Thursday, July 30, 2015

The Achievement Letdown

If you read my Muncie Recaps (Part 1 and Part 2) then you know that I actually did complete the Muncie 70.3. It was the best and worst day of my life. It's easy now to look back on it and say that it was magical and I loved every minute of it, but don't be fooled: it was really really hard. As weird as it sounds, the hard is the easy part. That's what you train for. You train for the hills and the heat and the wind, you train for the parts that suck and hope you don't get many of them. That's what makes endurance racing so fun. Every time you come to a point where your body says, "Thanks but no thanks I"m done with this shit" your brain says "no." For someone who was a super unmotivated couch potato for a very very long time this is the most rewarding part for me.

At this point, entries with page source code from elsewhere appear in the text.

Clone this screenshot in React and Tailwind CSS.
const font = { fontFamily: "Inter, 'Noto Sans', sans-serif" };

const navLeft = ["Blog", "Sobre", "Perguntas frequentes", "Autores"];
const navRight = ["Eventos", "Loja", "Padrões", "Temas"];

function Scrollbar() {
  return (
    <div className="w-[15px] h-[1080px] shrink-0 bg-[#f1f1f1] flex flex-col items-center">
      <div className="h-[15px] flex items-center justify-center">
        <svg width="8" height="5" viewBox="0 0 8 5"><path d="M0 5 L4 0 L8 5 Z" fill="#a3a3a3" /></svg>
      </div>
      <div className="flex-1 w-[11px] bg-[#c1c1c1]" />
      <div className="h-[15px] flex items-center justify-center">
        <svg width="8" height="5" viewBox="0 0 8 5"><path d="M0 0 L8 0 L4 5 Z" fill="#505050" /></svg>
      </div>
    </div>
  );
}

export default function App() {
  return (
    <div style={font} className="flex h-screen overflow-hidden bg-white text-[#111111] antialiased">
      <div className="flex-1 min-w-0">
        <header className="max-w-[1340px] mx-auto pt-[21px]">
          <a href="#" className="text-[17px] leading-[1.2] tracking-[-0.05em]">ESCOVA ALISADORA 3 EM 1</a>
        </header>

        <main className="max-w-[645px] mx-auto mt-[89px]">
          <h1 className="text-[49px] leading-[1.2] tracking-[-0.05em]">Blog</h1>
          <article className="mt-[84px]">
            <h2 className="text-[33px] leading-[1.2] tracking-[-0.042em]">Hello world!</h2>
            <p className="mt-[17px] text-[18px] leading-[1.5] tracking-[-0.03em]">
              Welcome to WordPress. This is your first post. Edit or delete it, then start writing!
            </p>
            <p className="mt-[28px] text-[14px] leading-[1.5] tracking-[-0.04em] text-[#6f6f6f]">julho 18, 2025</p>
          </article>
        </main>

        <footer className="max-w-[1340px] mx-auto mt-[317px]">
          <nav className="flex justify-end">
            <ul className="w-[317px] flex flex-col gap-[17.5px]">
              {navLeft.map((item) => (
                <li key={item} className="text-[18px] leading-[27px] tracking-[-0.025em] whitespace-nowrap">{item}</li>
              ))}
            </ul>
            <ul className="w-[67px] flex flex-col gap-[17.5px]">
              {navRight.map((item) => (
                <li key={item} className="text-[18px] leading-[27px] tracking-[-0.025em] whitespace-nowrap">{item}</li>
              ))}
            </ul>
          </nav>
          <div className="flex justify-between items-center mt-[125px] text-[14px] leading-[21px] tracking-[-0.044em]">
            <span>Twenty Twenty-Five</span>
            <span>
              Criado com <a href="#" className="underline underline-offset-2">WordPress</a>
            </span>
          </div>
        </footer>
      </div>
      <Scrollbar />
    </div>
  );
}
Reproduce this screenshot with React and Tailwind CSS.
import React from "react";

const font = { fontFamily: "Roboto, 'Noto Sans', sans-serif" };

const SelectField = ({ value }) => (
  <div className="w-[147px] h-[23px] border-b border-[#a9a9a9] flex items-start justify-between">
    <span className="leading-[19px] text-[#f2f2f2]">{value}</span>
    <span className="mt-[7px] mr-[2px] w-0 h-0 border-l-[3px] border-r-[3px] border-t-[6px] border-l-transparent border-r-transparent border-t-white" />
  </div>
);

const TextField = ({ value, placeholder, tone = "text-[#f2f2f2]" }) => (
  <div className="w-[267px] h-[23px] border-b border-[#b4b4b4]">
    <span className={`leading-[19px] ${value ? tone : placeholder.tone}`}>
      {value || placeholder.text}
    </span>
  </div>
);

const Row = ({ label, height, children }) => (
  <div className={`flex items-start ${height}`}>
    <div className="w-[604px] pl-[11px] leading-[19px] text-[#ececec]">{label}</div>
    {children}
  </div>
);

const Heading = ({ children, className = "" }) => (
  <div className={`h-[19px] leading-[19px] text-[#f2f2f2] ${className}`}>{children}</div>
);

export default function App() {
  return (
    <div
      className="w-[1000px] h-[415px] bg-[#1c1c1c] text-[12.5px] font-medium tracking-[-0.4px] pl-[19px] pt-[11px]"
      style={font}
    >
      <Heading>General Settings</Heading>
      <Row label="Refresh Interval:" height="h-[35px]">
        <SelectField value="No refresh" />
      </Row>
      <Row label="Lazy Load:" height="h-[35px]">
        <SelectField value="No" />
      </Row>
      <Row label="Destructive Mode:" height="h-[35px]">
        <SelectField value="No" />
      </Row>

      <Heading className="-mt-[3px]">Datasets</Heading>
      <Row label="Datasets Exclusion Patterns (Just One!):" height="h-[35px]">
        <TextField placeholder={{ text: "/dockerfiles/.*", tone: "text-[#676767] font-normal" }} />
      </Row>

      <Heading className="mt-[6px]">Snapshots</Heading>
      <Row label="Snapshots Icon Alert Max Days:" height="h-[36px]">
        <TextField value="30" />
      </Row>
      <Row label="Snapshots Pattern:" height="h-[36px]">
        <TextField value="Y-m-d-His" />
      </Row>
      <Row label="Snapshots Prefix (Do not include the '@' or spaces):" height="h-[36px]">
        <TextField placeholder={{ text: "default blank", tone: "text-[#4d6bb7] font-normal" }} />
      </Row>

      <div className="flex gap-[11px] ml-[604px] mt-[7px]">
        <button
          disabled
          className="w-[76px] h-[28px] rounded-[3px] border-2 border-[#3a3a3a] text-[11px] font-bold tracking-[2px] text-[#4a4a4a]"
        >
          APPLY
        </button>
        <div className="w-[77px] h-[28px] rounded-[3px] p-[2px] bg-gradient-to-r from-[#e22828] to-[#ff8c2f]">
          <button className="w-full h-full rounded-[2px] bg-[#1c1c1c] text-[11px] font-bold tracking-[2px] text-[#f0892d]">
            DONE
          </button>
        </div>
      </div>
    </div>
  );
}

The hardest part of Muncie for me was the hour or so after the finish line when those inevitable words crossed my mind: 

What's next? 

Whatever the goal, achievement is an incredible high. You feel immortal and untouchable. But when that feeling wears off, there is a gaping hole. An empty space where all of the want and anticipation had been. The high that comes with achieving these goals is a high unlike any other. And like anything else, it's a high you end up chasing. At least I do. I think that's how I got from 5k to half to marathon to 70.3. The constant push of that terrible question, "what's next?"  

So while I'm trying to remember that Mucie wasn't all sunshine and rainbows, I'm trying to also feel content with the accomplishment. I don't have any other races lined up right now - something I hope will change. But for now I'm just trying to find a 'normal'; how often should I be running, biking, and swimming without a training plan? What do I have to maintain in order to keep the weight (coming) off? I really don't know. So maybe that's the 'goal' for now - find a normal.

Muncie was amazing. It was everything I wanted and knew it could  be. But maybe now I'm training for contentment. I'm training for status quo. I'm training for normal. I feel like that one is much loftier than the other.

Happy Running!

Do you feel letdown after a big accomplishment or goal? How do you cope?